Objectively measuring Medical Affairs’ ROI is possible, though. New Medical Affairs 2.0 tools let professionals track key opinion leaders’ activity in clinical trials, journal publications and conference presentations and determine how their activity and interests have changed over time. Using this data-driven approach to selecting authors or presenters provides concrete rationale for your choices. Other tools allow MSLs to mine the world’s conferences and journals quickly and easily to identify new opportunities to present the right data to the right audience. This substantiates an objective, bottom-up approach that resonates with senior leadership. Together, these two approaches form the foundation of a data-driven, analytical approach that supports quantification.
The third step is to measure the impact of your scientific imperative in what, today, is an ocean of data.
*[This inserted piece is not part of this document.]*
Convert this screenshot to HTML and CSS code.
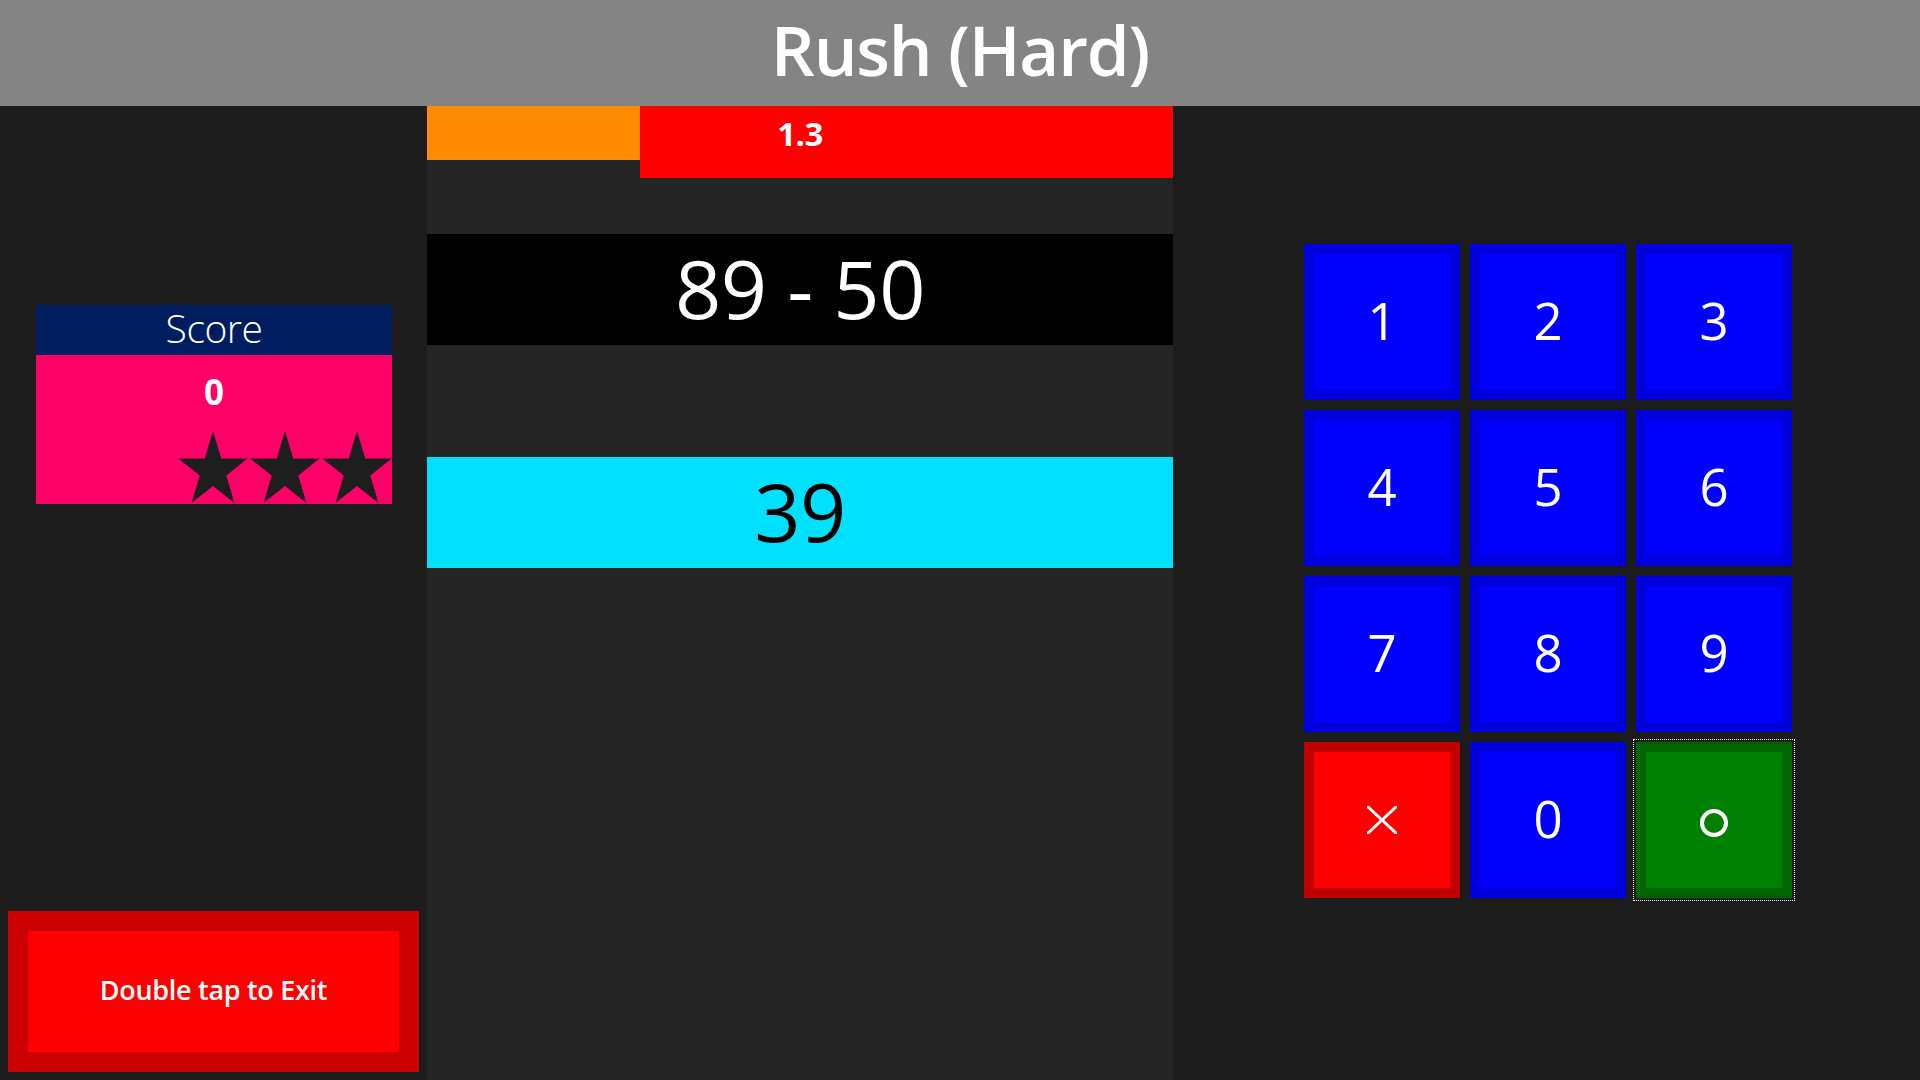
FILE: index.html
```html
<!DOCTYPE html>
<html lang="en">
<head>
<meta charset="utf-8">
<title>Rush (Hard)</title>
<link rel="stylesheet" href="styles.css">
</head>
<body>
<header class="topbar"><h1 class="title">Rush (Hard)</h1></header>
<main class="board">
  <section class="side">
    <div class="score-card">
      <div class="score-head">Score</div>
      <div class="score-body">
        <div class="score-value">0</div>
        <div class="stars">
          <svg class="star" viewBox="0 0 70 66.03" preserveAspectRatio="none"><polygon points="35,0 43.19,25.22 69.71,25.22 48.26,40.81 56.45,66.03 35,50.44 13.55,66.03 21.74,40.81 0.29,25.22 26.81,25.22"/></svg>
          <svg class="star" viewBox="0 0 70 66.03" preserveAspectRatio="none"><polygon points="35,0 43.19,25.22 69.71,25.22 48.26,40.81 56.45,66.03 35,50.44 13.55,66.03 21.74,40.81 0.29,25.22 26.81,25.22"/></svg>
          <svg class="star" viewBox="0 0 70 66.03" preserveAspectRatio="none"><polygon points="35,0 43.19,25.22 69.71,25.22 48.26,40.81 56.45,66.03 35,50.44 13.55,66.03 21.74,40.81 0.29,25.22 26.81,25.22"/></svg>
        </div>
      </div>
    </div>
    <button class="exit-btn">Double tap to Exit</button>
  </section>

  <section class="play">
    <div class="timer">
      <div class="timer-elapsed"></div>
      <div class="timer-left"></div>
      <div class="timer-label">1.3</div>
    </div>
    <div class="question">89 - 50</div>
    <div class="answer">39</div>
  </section>

  <section class="pad-area">
    <div class="keypad">
      <button class="key key-num">1</button>
      <button class="key key-num">2</button>
      <button class="key key-num">3</button>
      <button class="key key-num">4</button>
      <button class="key key-num">5</button>
      <button class="key key-num">6</button>
      <button class="key key-num">7</button>
      <button class="key key-num">8</button>
      <button class="key key-num">9</button>
      <button class="key key-clear" aria-label="Clear"><svg class="icon-x" viewBox="0 0 30 28"><line x1="1" y1="1" x2="29" y2="27"/><line x1="29" y1="1" x2="1" y2="27"/></svg></button>
      <button class="key key-num">0</button>
      <button class="key key-ok" aria-label="OK"><svg class="icon-o" viewBox="0 0 30 30"><circle cx="15" cy="15" r="12"/></svg></button>
    </div>
  </section>
</main>
</body>
</html>
```
FILE: styles.css
```css
* { box-sizing: border-box; }

html, body {
  margin: 0;
  padding: 0;
  width: 1920px;
  height: 1080px;
  overflow: hidden;
  background: #1c1c1c;
  font-family: "Open Sans", "Noto Sans", "Liberation Sans", sans-serif;
  color: #fff;
}

.topbar {
  height: 106px;
  background: #848484;
  display: flex;
  align-items: center;
  justify-content: center;
}

.title {
  margin: 0;
  font-size: 69px;
  font-weight: 600;
  letter-spacing: -1.2px;
  line-height: 1;
  color: #fff;
  padding-bottom: 8px;
}

.board {
  display: flex;
  height: 974px;
}

/* left column */
.side {
  width: 427px;
  background: #1c1c1c;
  display: flex;
  flex-direction: column;
  padding: 199px 0 8px 0;
}

.score-card {
  width: 356px;
  margin-left: 36px;
}

.score-head {
  height: 50px;
  background: #001e5f;
  display: flex;
  align-items: center;
  justify-content: center;
  font-size: 39px;
  font-weight: 300;
  letter-spacing: -0.5px;
  padding-bottom: 6px;
}

.score-body {
  height: 149px;
  background: #ff0066;
  display: flex;
  flex-direction: column;
}

.score-value {
  height: 76px;
  display: flex;
  align-items: center;
  justify-content: center;
  font-size: 35px;
  font-weight: 700;
  padding-bottom: 4px;
}

.stars {
  display: flex;
  justify-content: flex-end;
  gap: 2px;
  height: 73px;
}

.star {
  width: 70px;
  height: 72px;
  fill: #1e1e1e;
}

.exit-btn {
  margin-top: auto;
  margin-left: 8px;
  width: 411px;
  height: 161px;
  border: 20px solid #cc0000;
  background: #ff0000;
  color: #fff;
  font-family: inherit;
  font-size: 27px;
  font-weight: 600;
  letter-spacing: -0.3px;
  padding: 0 0 4px 0;
  cursor: pointer;
}

/* middle column */
.play {
  width: 746px;
  background: #252525;
  display: flex;
  flex-direction: column;
}

.timer {
  position: relative;
  display: flex;
  align-items: flex-start;
  height: 72px;
}

.timer-elapsed {
  width: 213px;
  height: 54px;
  background: #ff8c00;
}

.timer-left {
  flex: 1;
  height: 72px;
  background: #ff0000;
}

.timer-label {
  position: absolute;
  left: 0;
  right: 0;
  top: 0;
  height: 58px;
  line-height: 56px;
  text-align: center;
  font-size: 33px;
  font-weight: 700;
  letter-spacing: -0.5px;
}

.question,
.answer {
  height: 111px;
  display: flex;
  align-items: center;
  justify-content: center;
  font-size: 81px;
  font-weight: 400;
  letter-spacing: -0.5px;
  padding-bottom: 4px;
}

.question {
  margin-top: 56px;
  background: #000;
  color: #fff;
}

.answer {
  margin-top: 112px;
  background: #00e1ff;
  color: #000;
}

/* right column */
.pad-area {
  flex: 1;
  background: #1c1c1c;
  padding: 138px 0 0 131px;
}

.keypad {
  display: grid;
  grid-template-columns: repeat(3, 156px);
  grid-auto-rows: 156px;
  gap: 10px;
}

.key {
  border: 10px solid #0000dc;
  background: #0000ff;
  color: #fff;
  font-family: inherit;
  font-size: 51px;
  font-weight: 400;
  padding: 0 0 4px 0;
  display: flex;
  align-items: center;
  justify-content: center;
  cursor: pointer;
}

.key-clear {
  border-color: #c00000;
  background: #ff0000;
  padding: 0;
}

.key-ok {
  border-color: #006400;
  background: #008000;
  outline: 1px dotted #fff;
  outline-offset: 2px;
  padding: 6px 0 0 0;
}

.icon-x {
  width: 30px;
  height: 28px;
  stroke: #fff;
  stroke-width: 3;
  stroke-linecap: square;
}

.icon-o {
  width: 30px;
  height: 30px;
  fill: none;
  stroke: #fff;
  stroke-width: 4;
}
```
We call this impact Share of Scientific Voice™. Measuring Share of Scientific Voice is a good metric for tracking Medical Affairs’ real value over time. Rather than measure the impact of a particular journal, or even the gravitas of a particular opinion leader, measuring Share of Scientific Voice provides quantifiable evidence of how effectively your scientific message resonates within the broad medical community.
For example, research discussing Antimicrobial Stewardship strategies to circumvent antibiotic resistance may be well-suited for broad-based journals like the New England Journal of Medicine or the Journal of the American Medical Association (JAMA), but it may gain more traction in Antimicrobial Agents and Chemotherapy. Detailed analytic analysis can help make the decision between journals with broad applicability whose readers may find your work an interesting curiosity and those with targeted readerships who may see your findings as news they can use. Tracking your Share of Scientific Voice helps you make such distinctions.
Using metrics developed specifically for Medical Affairs helps ensure you are using metrics that matter, not only to inform your decisions, but to provide data-driven evidence to support those decisions. In that way you can provide quantifiable data and measurable trends that reflect changes in your ability to share scientific knowledge with key opinion leaders.
Unlike sales and marketing, Medical Affairs’ successes aren’t measured by profits or losses. Your successes are measured by increases in knowledge. For Medical Affairs, ROI clearly means “Return on Intelligence.”